At school, I am teaching George Orwell’s Nineteen Eighty-Four, a work that begins with a clock striking thirteen. It’s the period before lunch, and teenagers don’t learn much on an empty stomach. At least it is better than the period after lunch, when they’re prone to falling asleep—although to be frank, returning to the classroom after an interval of eighteen years, I was taken aback by seeing a few students dozing off at any time. I am too vain to sheet this all home to the dreariness of my teaching. There are other reasons. Some of the students have part-time jobs that keep them up late midweek, which is a sad state of affairs. Some of those need the money to pay for their phone and Internet usage, which keeps them up even later once they get home. The deputy head has discovered that students struggling at school are invariably spending two or three hours a night online, sometimes longer. This is not just exhausting. It also strikes me as lonely, spending so much time with friends who may or may not exist.

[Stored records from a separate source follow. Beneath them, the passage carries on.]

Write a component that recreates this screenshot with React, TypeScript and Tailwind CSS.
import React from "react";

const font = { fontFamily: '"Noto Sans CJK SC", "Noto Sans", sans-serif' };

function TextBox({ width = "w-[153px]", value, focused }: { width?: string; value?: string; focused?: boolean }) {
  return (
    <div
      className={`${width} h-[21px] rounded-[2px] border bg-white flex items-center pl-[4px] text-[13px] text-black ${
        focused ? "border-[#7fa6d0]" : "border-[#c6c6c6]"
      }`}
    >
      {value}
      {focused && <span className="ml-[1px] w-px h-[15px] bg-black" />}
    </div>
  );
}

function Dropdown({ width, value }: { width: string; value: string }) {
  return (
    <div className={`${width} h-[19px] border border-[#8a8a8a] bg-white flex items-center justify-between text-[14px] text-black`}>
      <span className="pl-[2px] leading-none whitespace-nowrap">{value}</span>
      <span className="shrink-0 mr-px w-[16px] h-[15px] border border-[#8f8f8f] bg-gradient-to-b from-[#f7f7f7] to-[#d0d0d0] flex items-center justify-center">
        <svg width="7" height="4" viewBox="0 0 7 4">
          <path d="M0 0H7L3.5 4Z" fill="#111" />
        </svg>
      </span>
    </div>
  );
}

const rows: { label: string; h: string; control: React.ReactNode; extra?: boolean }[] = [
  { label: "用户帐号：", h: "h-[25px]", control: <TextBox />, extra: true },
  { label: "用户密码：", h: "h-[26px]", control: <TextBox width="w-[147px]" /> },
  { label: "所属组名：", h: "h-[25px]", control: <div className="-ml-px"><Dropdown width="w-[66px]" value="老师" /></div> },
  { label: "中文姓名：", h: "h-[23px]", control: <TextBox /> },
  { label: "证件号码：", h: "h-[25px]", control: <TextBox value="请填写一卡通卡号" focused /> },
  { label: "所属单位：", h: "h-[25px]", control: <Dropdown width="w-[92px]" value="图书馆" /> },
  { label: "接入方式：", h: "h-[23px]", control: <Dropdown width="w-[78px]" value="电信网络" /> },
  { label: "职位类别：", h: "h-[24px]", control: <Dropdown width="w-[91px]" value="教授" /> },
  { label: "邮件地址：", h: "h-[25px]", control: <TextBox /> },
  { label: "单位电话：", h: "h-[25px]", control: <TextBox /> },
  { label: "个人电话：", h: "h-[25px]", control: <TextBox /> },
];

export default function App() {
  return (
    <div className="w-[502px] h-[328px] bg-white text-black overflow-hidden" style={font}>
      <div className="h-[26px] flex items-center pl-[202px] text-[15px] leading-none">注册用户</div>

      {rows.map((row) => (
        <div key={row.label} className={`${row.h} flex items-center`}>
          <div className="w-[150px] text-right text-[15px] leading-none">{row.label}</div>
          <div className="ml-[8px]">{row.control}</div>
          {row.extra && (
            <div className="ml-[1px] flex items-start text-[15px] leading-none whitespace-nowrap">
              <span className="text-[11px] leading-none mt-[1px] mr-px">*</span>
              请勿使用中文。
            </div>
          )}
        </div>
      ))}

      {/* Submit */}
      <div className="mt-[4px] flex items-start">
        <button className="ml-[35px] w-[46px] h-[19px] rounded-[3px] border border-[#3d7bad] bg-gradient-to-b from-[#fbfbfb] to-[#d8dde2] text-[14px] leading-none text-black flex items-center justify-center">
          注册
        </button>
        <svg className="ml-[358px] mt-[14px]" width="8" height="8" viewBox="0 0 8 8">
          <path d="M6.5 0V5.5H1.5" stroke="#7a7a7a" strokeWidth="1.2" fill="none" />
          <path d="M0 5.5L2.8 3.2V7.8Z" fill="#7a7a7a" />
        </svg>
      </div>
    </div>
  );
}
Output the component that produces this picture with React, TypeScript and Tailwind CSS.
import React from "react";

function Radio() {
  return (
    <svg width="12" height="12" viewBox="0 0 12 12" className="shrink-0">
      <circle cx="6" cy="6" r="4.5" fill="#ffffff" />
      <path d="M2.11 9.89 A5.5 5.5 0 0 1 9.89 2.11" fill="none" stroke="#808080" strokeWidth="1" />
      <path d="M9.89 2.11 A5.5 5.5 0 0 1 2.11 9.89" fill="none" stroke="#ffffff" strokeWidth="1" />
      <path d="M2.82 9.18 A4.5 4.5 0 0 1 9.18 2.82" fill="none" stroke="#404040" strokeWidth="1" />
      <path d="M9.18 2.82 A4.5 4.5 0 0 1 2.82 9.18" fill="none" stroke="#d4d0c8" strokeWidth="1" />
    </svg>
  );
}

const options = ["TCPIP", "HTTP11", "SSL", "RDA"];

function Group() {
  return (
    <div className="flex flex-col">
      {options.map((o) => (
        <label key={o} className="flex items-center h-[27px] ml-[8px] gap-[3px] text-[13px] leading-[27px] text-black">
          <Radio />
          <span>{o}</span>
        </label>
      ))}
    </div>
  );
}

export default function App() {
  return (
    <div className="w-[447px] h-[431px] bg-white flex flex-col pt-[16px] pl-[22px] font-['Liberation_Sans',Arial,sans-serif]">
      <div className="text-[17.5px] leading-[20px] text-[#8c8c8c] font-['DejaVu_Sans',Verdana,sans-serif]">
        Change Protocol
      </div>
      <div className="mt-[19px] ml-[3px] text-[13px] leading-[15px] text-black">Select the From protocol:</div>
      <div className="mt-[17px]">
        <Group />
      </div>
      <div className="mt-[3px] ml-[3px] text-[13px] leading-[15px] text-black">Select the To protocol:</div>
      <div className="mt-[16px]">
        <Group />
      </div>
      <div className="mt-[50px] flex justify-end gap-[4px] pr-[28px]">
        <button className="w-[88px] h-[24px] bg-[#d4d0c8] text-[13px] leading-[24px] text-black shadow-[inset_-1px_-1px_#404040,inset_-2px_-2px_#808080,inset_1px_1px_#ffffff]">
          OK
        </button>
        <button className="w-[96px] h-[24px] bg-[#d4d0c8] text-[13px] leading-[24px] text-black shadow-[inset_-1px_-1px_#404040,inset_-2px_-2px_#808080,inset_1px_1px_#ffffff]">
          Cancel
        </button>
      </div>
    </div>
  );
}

Orwell’s book is a chilling study of a world deprived of language and memory. His vision of the future is in many ways an account of our present. Our public vocabulary is shrinking as so much conversation has become an exchange of clichés. The very use of the word excellence, for example, has become a sign of mediocrity. The culture we are part of is shifting from one based on memory to one based on retention. The difference is this. If you take twenty dollars out of an ATM, that little factoid will be retained for all eternity in the bowels of some machine. But if you then take the twenty dollars and buy some flowers for your beloved, a gesture of reconciliation or renewal or fondess or hope, the flutter in your heart can only be remembered by you and the person close enough to feel those exquisite little vibrations. It can’t be retained. Memory is a human art, part of a relationship. Retention is a form of management. The devolution from a memory culture to a retention culture is an understandable way of coping with the sheer excess that is exhausting us all. But it is sad. The word exhaustion has its roots in the Latin haustus, which means a drawing of water and, by association, a drink. Exhaustion is the drought of the soul. It is a parched land.

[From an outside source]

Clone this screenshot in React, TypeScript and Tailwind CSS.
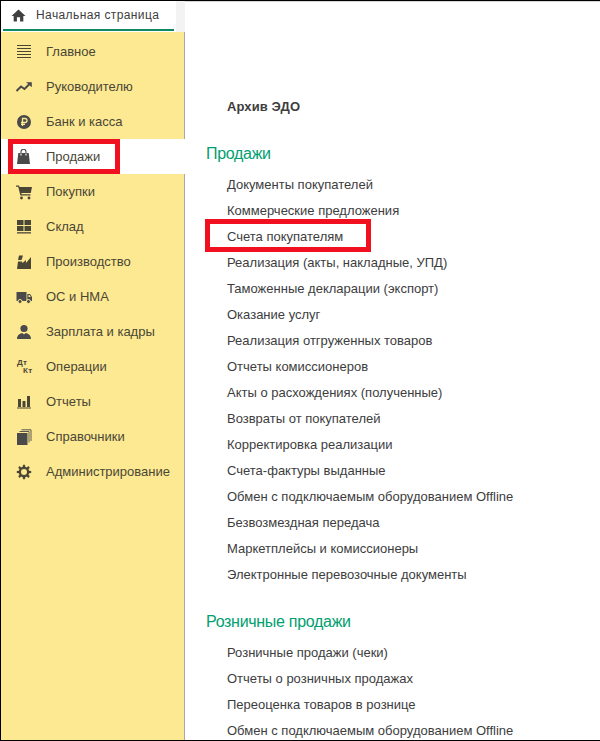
const font = "[font-family:'Liberation_Sans',Arial,sans-serif]";

function Home() {
  return (
    <svg width="15" height="13" viewBox="0 0 16 14" className="text-[#404040]" fill="currentColor">
      <path d="M8 0.5 L0.5 7.5 L2.8 7.5 L2.8 13.5 L6.3 13.5 L6.3 9 L9.7 9 L9.7 13.5 L13.2 13.5 L13.2 7.5 L15.5 7.5 Z" />
    </svg>
  );
}

const sectionIcons: Record<string, React.ReactNode> = {
  menu: (
    <g fill="#4a4636">
      <rect x="1" y="1" width="14" height="1" />
      <rect x="1" y="4" width="14" height="1" />
      <rect x="1" y="7" width="14" height="1" />
      <rect x="1" y="10" width="14" height="1" />
      <rect x="1" y="13" width="14" height="1" />
    </g>
  ),
  chart: (
    <g fill="none" stroke="#4a4a4a" strokeWidth="2">
      <path d="M0.5 12 L5 7.5 L8.5 10 L14 4.5" />
      <path d="M10.5 3.5 H15.5 V8" fill="#4a4a4a" strokeWidth="0.6" />
    </g>
  ),
  ruble: (
    <g>
      <circle cx="8" cy="8" r="7" fill="#4a4a4a" />
      <path d="M6.5 12 V4.5 H9 A2 2 0 0 1 9 8.5 H5 M5 10.3 H9" fill="none" stroke="#fde992" strokeWidth="1.3" />
    </g>
  ),
  bag: (
    <g>
      <path d="M2.3 4 H12.7 L14 15 H1 Z" fill="#4a4a4a" />
      <path d="M5 6.5 V2.8 A2.5 2.5 0 0 1 10 2.8 V6.5" fill="none" stroke="#4a4a4a" strokeWidth="1.1" />
      <path d="M5 4.5 V6.5 M10 4.5 V6.5" stroke="#ffffff" strokeWidth="1.1" />
    </g>
  ),
  cart: (
    <g fill="#4a4636">
      <path d="M0 1.5 H3 L3.6 3 H16 L14.8 9 H5.3 L5.6 10.3 H14.5 V11.5 H4.4 L2.2 2.8 H0 Z" />
      <circle cx="5.5" cy="14" r="1.4" />
      <circle cx="13" cy="14" r="1.4" />
    </g>
  ),
  boxes: (
    <g fill="#4a4636">
      <rect x="1" y="1" width="6.5" height="5" />
      <rect x="8.5" y="1" width="6.5" height="5" />
      <rect x="1" y="7" width="6.5" height="5" />
      <rect x="8.5" y="7" width="6.5" height="5" />
      <rect x="1" y="13.2" width="14" height="1.3" />
    </g>
  ),
  factory: (
    <g fill="#4a4636">
      <path d="M3 1.5 H7 L5.5 6 H2 Z" />
      <path d="M1 15 L2 7.5 H6 L6.5 9 L10 6 V9 L15 3 V15 Z" />
    </g>
  ),
  truck: (
    <g fill="#4a4a4a">
      <rect x="0.5" y="3" width="10" height="9" />
      <path d="M11.3 5 H14 L16 8 V12 H11.3 Z" />
      <path d="M12.5 6 H13.6 L14.8 8 H12.5 Z" fill="#fde992" />
      <circle cx="4" cy="12.5" r="2" stroke="#fde992" />
      <circle cx="12.5" cy="12.5" r="2" stroke="#fde992" />
    </g>
  ),
  person: (
    <g fill="#4a4a4a">
      <circle cx="8" cy="4.5" r="3.6" />
      <path d="M1 15 C1 10.5 4.5 9.5 6.3 9 L8 10.5 L9.7 9 C11.5 9.5 15 10.5 15 15 Z" />
    </g>
  ),
  reports: (
    <g fill="#4a4636">
      <rect x="2" y="5" width="3" height="8" />
      <rect x="6.5" y="7" width="3" height="6" />
      <rect x="11" y="2" width="3" height="11" />
      <rect x="1" y="13.5" width="14" height="1" />
    </g>
  ),
  books: (
    <g>
      <rect x="1" y="4" width="10.5" height="12" fill="#4a4a4a" />
      <path d="M3.5 2.5 H13 V13.5 M5.5 0.8 H15 V12" fill="none" stroke="#4a4a4a" strokeWidth="0.9" />
    </g>
  ),
  gear: (
    <g>
      <circle cx="8" cy="8" r="4.2" fill="none" stroke="#4a4636" strokeWidth="2.4" />
      <g stroke="#4a4636" strokeWidth="2.2">
        <path d="M8 0.8 V3" />
        <path d="M8 13 V15.2" />
        <path d="M0.8 8 H3" />
        <path d="M13 8 H15.2" />
        <path d="M2.9 2.9 L4.5 4.5" />
        <path d="M11.5 11.5 L13.1 13.1" />
        <path d="M2.9 13.1 L4.5 11.5" />
        <path d="M11.5 4.5 L13.1 2.9" />
      </g>
    </g>
  ),
};

const sections = [
  { label: "Главное", icon: "menu" },
  { label: "Руководителю", icon: "chart" },
  { label: "Банк и касса", icon: "ruble" },
  { label: "Продажи", icon: "bag", active: true },
  { label: "Покупки", icon: "cart" },
  { label: "Склад", icon: "boxes" },
  { label: "Производство", icon: "factory" },
  { label: "ОС и НМА", icon: "truck" },
  { label: "Зарплата и кадры", icon: "person" },
  { label: "Операции", icon: "dtkt" },
  { label: "Отчеты", icon: "reports" },
  { label: "Справочники", icon: "books" },
  { label: "Администрирование", icon: "gear" },
];

const sales = [
  "Документы покупателей",
  "Коммерческие предложения",
  "Счета покупателям",
  "Реализация (акты, накладные, УПД)",
  "Таможенные декларации (экспорт)",
  "Оказание услуг",
  "Реализация отгруженных товаров",
  "Отчеты комиссионеров",
  "Акты о расхождениях (полученные)",
  "Возвраты от покупателей",
  "Корректировка реализации",
  "Счета-фактуры выданные",
  "Обмен с подключаемым оборудованием Offline",
  "Безвозмездная передача",
  "Маркетплейсы и комиссионеры",
  "Электронные перевозочные документы",
];

const retail = [
  "Розничные продажи (чеки)",
  "Отчеты о розничных продажах",
  "Переоценка товаров в рознице",
  "Обмен с подключаемым оборудованием Offline",
];

function SectionIcon({ name }: { name: string }) {
  if (name === "dtkt") {
    return (
      <div className="flex h-4 w-4 flex-col text-[8px] font-bold leading-[8px] tracking-[0.4px] text-[#4a4636]">
        <span className="pl-[1px]">Дт</span>
        <span className="pl-[7px]">Кт</span>
      </div>
    );
  }
  return (
    <svg width="16" height="16" viewBox="0 0 16 16">
      {sectionIcons[name]}
    </svg>
  );
}

function LinkList({ items }: { items: string[] }) {
  return (
    <ul>
      {items.map((item) => (
        <li key={item} className="flex h-[26px] items-center pl-[41px] text-[13px] text-[#3d3d3d]">
          {item}
        </li>
      ))}
    </ul>
  );
}

export default function App() {
  return (
    <div className={`${font} relative flex h-[741px] w-[600px] overflow-hidden border-y border-l border-black bg-white`}>
      <div className="flex w-[184px] shrink-0 flex-col">
        <div className="flex h-[31px] bg-[#f3f3f3]">
          <div className="flex h-[31px] w-[175px] flex-col bg-white">
            <div className="flex flex-1 items-center gap-[10px] pl-[10px] text-[12px] tracking-[0.4px] text-[#3d3d3d]">
              <Home />
              Начальная страница
            </div>
            <div className="mx-[2px] mb-[1px] h-[2px] bg-[#0f8a5f]" />
          </div>
        </div>
        <nav className="flex-1 border-r border-[#a8a8a8] bg-[#fde992] pt-[2px]">
          {sections.map((s) => (
            <div
              key={s.label}
              className={`flex h-[35px] items-center gap-[14px] pl-[15px] text-[13px] text-[#4a4636] ${s.active ? "mr-[-1px] bg-white" : ""}`}
            >
              <SectionIcon name={s.icon} />
              {s.label}
            </div>
          ))}
        </nav>
      </div>

      <main className="flex flex-1 flex-col">
        <div className="h-[4px] bg-[#f3f3f3]" />
        <div className="flex-1 border-t border-[#d4d4d4] pl-[1px] pt-[95px]">
          <div className="pl-[41px] text-[13px] font-bold leading-[20px] tracking-[0.1px] text-[#3d3d3d]">Архив ЭДО</div>
          <h2 className="mt-[25px] pl-[20px] text-[16px] leading-[24px] tracking-[-0.3px] text-[#00a070]">Продажи</h2>
          <div className="mt-[6px]">
            <LinkList items={sales} />
          </div>
          <h2 className="mt-[22px] pl-[20px] text-[16px] leading-[24px] tracking-[-0.3px] text-[#00a070]">Розничные продажи</h2>
          <div className="mt-[6px]">
            <LinkList items={retail} />
          </div>
        </div>
      </main>

      <div className="absolute left-[7px] top-[138px] h-[35px] w-[112px] border-[5px] border-[#f0101f]" />
      <div className="absolute left-[204px] top-[218px] h-[33px] w-[166px] border-[5px] border-[#f0101f]" />
    </div>
  );
}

The capacity for memory and language are both formed in sleep. All our lives, memory and language are consolidated in sleep. A culture that doesn’t sleep properly uses more words to say less and has less capacity to remember. It may provide plenty of exhausting stimulation to distract us from our real needs. It may want us to live like bees in a bottle. But take a minute to look at a bee in the open air hovering over a flower. Observe the art of its stillness. This is when the bee is creative.
In Nineteen Eighty-Four, one character, O’Brien, a party member who seems for a time to offer a ray of hope to the depressed hero, Winston Smith, says to Smith, “We shall meet in the place where there is no darkness.” Smith is uplifted by these words and sustained by them. But it turns out that the place where there is no dark is a vision of hell. It is the Ministry of Love, a vast windowless bunker operated by the Thought Police where torture and brutality take place. It is a place of despair and inhumanity. The lights are never turned out. Darkness would have been a mercy.
It concerns me that the young people I teach are growing up in a world of blinding light. They spend hours looking into little screens. Consider this difference. When you read something on a screen, such as on a computer, you are looking into a source of light. Light triggers various things in the brain, among them the creation of cortisol, the stress hormone, in the adrenal gland. On the other hand, if you read text in a book, you are looking at black ink. This has the opposite effect in the brain. Darkness facilitates the release of melatonin from the pineal gland. In some ways, melatonin does the opposite of cortisol: it is the hormone that urges calm, the one that regulates the circadian rhythm and helps the central nervous system not to go into overload. This is why reading a book in bed before going to sleep is a physically different experience from sitting up against the pillows with your laptop. Different hormones are called out to play. Cortisol is a good and necessary thing in its place. But we need breaks from it as well. Students who spend their lives looking at screens as opposed to books are learning in a more stressful environment. I have no idea why schools encourage this.
I tell my students that I prefer them to submit handwritten work. It’s not that I want to make plagiarism more difficult. It’s not even that, if they work on the computer, I have no idea if they can spell or not. It’s really because I want them to have a closer relationship with their own work. I’d like to restrict access to the stress on which the world expects them to become addicted. They look at me like I’ve come from another planet.